Mike Jordan, chief of public policy and government relations for the city, said he can already see the direct applications this project could have.
“This research is really going to give us some insight into what may be possible going forward, and what may not be possible in terms of what the (public) tolerance and barriers are around using different revenue instruments,” he said.
Jordan and Dr. Yang Yang (PhD), an assistant professor with USask’s Johnson Shoyama Graduate School of Public Policy (JSGS), are receiving support for this research from the Research Junction initiative, which provides funding to joint City of Saskatoon-USask projects aimed at bettering the lives of Saskatoon residents.
Yang said that since the city receives “nearly half” of its operating revenue from property taxes, it’s important for residents to understand them as fully as possible.

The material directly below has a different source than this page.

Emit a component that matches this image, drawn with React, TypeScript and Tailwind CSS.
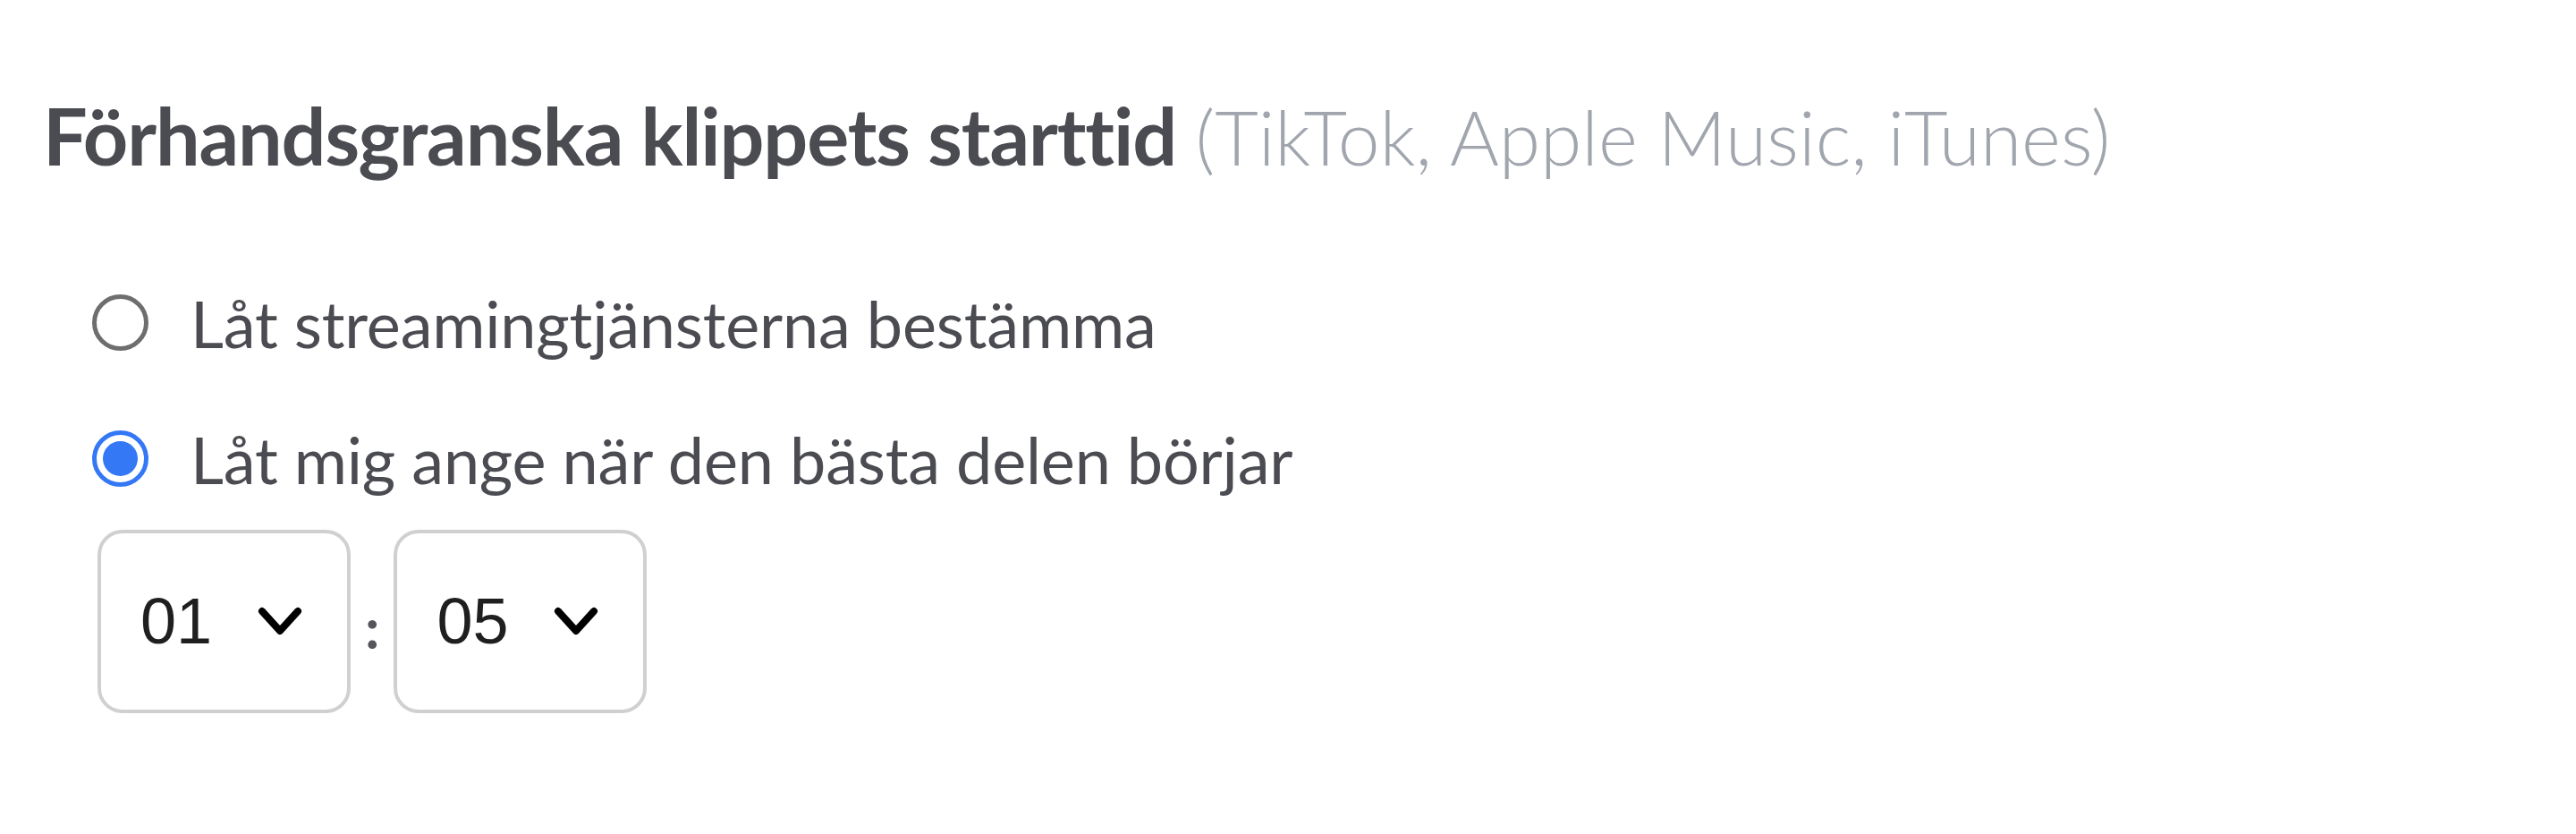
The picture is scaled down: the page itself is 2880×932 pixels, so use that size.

And as the services that municipalities support and supply change over time — with added pressures including addressing climate change, keeping up with inflation, and funding essential services in a continually-expanding city — municipalities must adjust their revenue strategies to meet these new demands, Yang said.

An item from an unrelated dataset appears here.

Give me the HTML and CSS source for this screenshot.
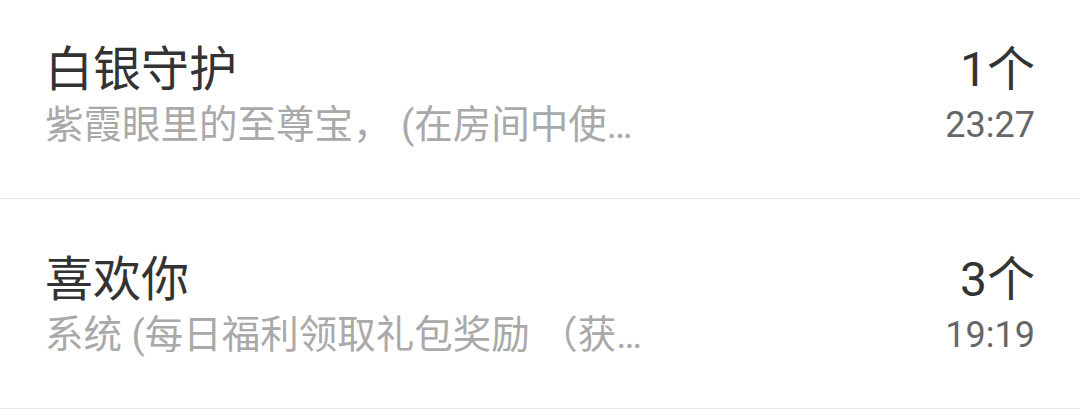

“We think tax policy reforms are necessary to ensure that municipalities can meet all these new demands and challenges,” she said. “We’re hoping to use this project to provide a timely assessment of the public acceptance and support for proposed property tax policy changes.”
The research project will be conducted using surveys distributed to Saskatoon residents and other municipalities to gauge opinions regarding property tax and potential tax reforms.
Drawing on behavioural insights, this project will also create a communication plan to mitigate some of the challenges that come with these changes.
“We’re hoping to inform the development of targeted and effective communication strategies that could resonate better with residents about what our rationales are, and what could be missed opportunities, without reforming property tax policy,” she said.
Jordan said studying how to communicate any city tax changes to residents is critical to educate residents on where their tax is allocated.
Transparency on how any government spends income from residents is important, he said.
“I think we spend a lot of time communicating now on property tax … but are there any other insights we’re missing, that we haven’t really thought about?” he said.
Jordan lauded Yang and the JSGS researchers for tackling the issue from multiple angles and said the Research Junction projects have significant benefits for the City of Saskatoon.
“That’s what’s special about the JSGS school, is that they understand the research and the academic side, but also then what’s the implementation side of it? That’s sometimes where policy fails — there might be good ideas, but if you can’t implement them that’s where the roadblock comes in,” Jordan said. “(JSGS researchers) understand some of those implementation barriers we’re trying to overcome.”
This project is one of three recently awarded funding by the Research Junction initiative. Research Junction is a collaboration between the City of Saskatoon and USask’s Research Acceleration and Strategic Initiatives “to support the development of joint research projects that address contemporary urban issues for the benefit of Saskatoon residents.”